Co-sponsored by Sweethaven Gallery and the Firehouse Center for the Arts.
“Drenched In Devotion, Baldev, India” – © 1997 Cary Wolinsky
Those amazing National Geographic magazine stories…where do the ideas come from? What really goes on in the field? How does a story work its way through the National Geographic article-making apparatus toward ink on paper?
National Geographic photographer, Cary Wolinsky takes you on a behind-the-scenes look at how he creates articles for the magazine published in 25 languages, read by 40 million people.
Wolinsky holds his audience with stories that are honest, intimate and alive and covers subjects as diverse as cutting diamonds, preparing the human body for space travel, insects that drink fog, and the toad that conquered Australia. His stunning photographs are the culmination of more than 30 years of travel to Europe, Africa, Russia, Papua New Guinea, Australia, Peru, India, China and Japan.

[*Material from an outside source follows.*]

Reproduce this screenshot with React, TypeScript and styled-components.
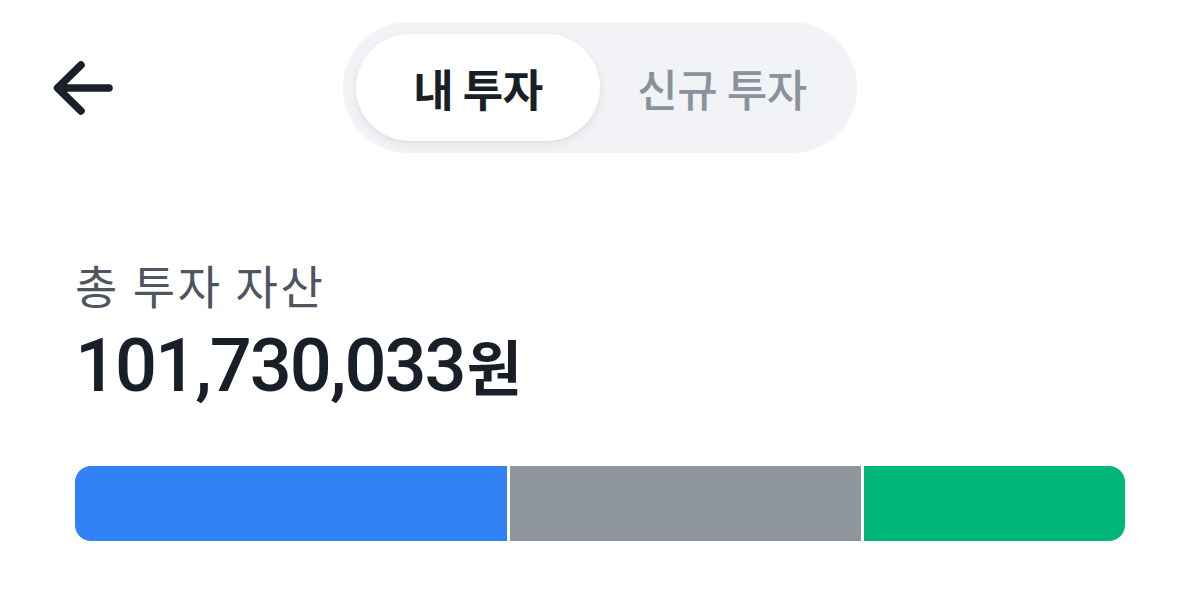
import React, { useState } from "react";
import styled, { createGlobalStyle } from "styled-components";

const GlobalStyle = createGlobalStyle`
  html, body {
    margin: 0;
    padding: 0;
    background: #ffffff;
  }
  body {
    font-family: Inter, "Noto Sans CJK KR", "Noto Sans", sans-serif;
    color: #191f28;
    -webkit-font-smoothing: antialiased;
  }
`;

const Page = styled.div`
  width: 1200px;
  height: 597px;
  background: #ffffff;
  overflow: hidden;
`;

const Header = styled.header`
  display: grid;
  grid-template-columns: 1fr auto 1fr;
  align-items: center;
  padding: 22px 0 0 50px;
`;

const BackButton = styled.button`
  justify-self: start;
  display: flex;
  align-items: center;
  justify-content: center;
  width: 64px;
  height: 64px;
  padding: 0;
  border: none;
  background: transparent;
  cursor: pointer;
`;

const Segmented = styled.div`
  display: grid;
  grid-template-columns: 244px 244px;
  padding: 12px 13px;
  height: 131px;
  box-sizing: border-box;
  border-radius: 66px;
  background: #f2f3f6;
  margin-right: 50px;
`;

const Tab = styled.button<{ $active: boolean }>`
  border: none;
  border-radius: 54px;
  background: ${(p) => (p.$active ? "#ffffff" : "transparent")};
  box-shadow: ${(p) =>
    p.$active ? "0 3px 10px rgba(0, 20, 50, 0.08), 0 1px 2px rgba(0,0,0,0.04)" : "none"};
  color: ${(p) => (p.$active ? "#191f28" : "#8b929c")};
  font-family: "Noto Sans CJK KR", sans-serif;
  font-weight: ${(p) => (p.$active ? 700 : 500)};
  font-size: 44px;
  letter-spacing: -0.5px;
  cursor: pointer;
  padding: 0;
`;

const Summary = styled.section`
  padding: 102px 75px 0 75px;
`;

const Label = styled.div`
  font-family: "Noto Sans CJK KR", sans-serif;
  font-size: 46px;
  line-height: 58px;
  font-weight: 400;
  letter-spacing: 2.6px;
  color: #4e5560;
`;

const Amount = styled.div`
  margin-top: 12px;
  font-family: Roboto, "Noto Sans CJK KR", sans-serif;
  font-size: 74px;
  line-height: 80px;
  font-weight: 500;
  letter-spacing: -2px;
  color: #191f28;
`;

const Won = styled.span`
  font-family: "Noto Sans CJK KR", sans-serif;
  font-size: 60px;
  font-weight: 700;
  letter-spacing: 0;
  margin-left: 2px;
`;

const Bar = styled.div`
  margin-top: 60px;
  display: flex;
  gap: 3px;
  height: 75px;
  border-radius: 16px;
  overflow: hidden;
`;

const Segment = styled.div<{ $color: string }>`
  background: ${(p) => p.$color};
  height: 100%;
`;

const segments = [
  { color: "#3182f6", width: 432 },
  { color: "#8f959d", width: 351 },
  { color: "#00b67a", width: 261 },
];

export default function App() {
  const [tab, setTab] = useState(0);
  return (
    <Page>
      <GlobalStyle />
      <Header>
        <BackButton aria-label="뒤로">
          <svg width="64" height="64" viewBox="0 0 64 64" fill="none">
            <path
              d="M31 9 L7.5 32 L31 55 M8 32 H59"
              stroke="#1b1f27"
              strokeWidth="7.5"
              strokeLinecap="round"
              strokeLinejoin="round"
            />
          </svg>
        </BackButton>
        <Segmented>
          <Tab $active={tab === 0} onClick={() => setTab(0)}>
            내 투자
          </Tab>
          <Tab $active={tab === 1} onClick={() => setTab(1)}>
            신규 투자
          </Tab>
        </Segmented>
        <div />
      </Header>
      <Summary>
        <Label>총 투자 자산</Label>
        <Amount>
          101,730,033<Won>원</Won>
        </Amount>
        <Bar>
          {segments.map((s, i) => (
            <Segment key={i} $color={s.color} style={{ flex: `${s.width} 0 0` }} />
          ))}
        </Bar>
      </Summary>
    </Page>
  );
}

CARY WOLINSKY began working as a news and magazine photographer for the Boston Globe in 1968, while completing a degree in journalism at Boston University’s School of Communications. By 1972, he was providing freelance photo stories to many national magazines, including Natural History, National Geographic, Smithsonian, and International Wildlife. After becoming a contract photographer with National Geographic in the mid 1980s, Wolinsky came to specialize in international, historical, scientific, and cultural photographic essays that require in-depth research. Wolinsky’s fine art prints have been acquired and exhibited by many museums including the Museum of Fine Arts, Boston and London’s Natural History Museum.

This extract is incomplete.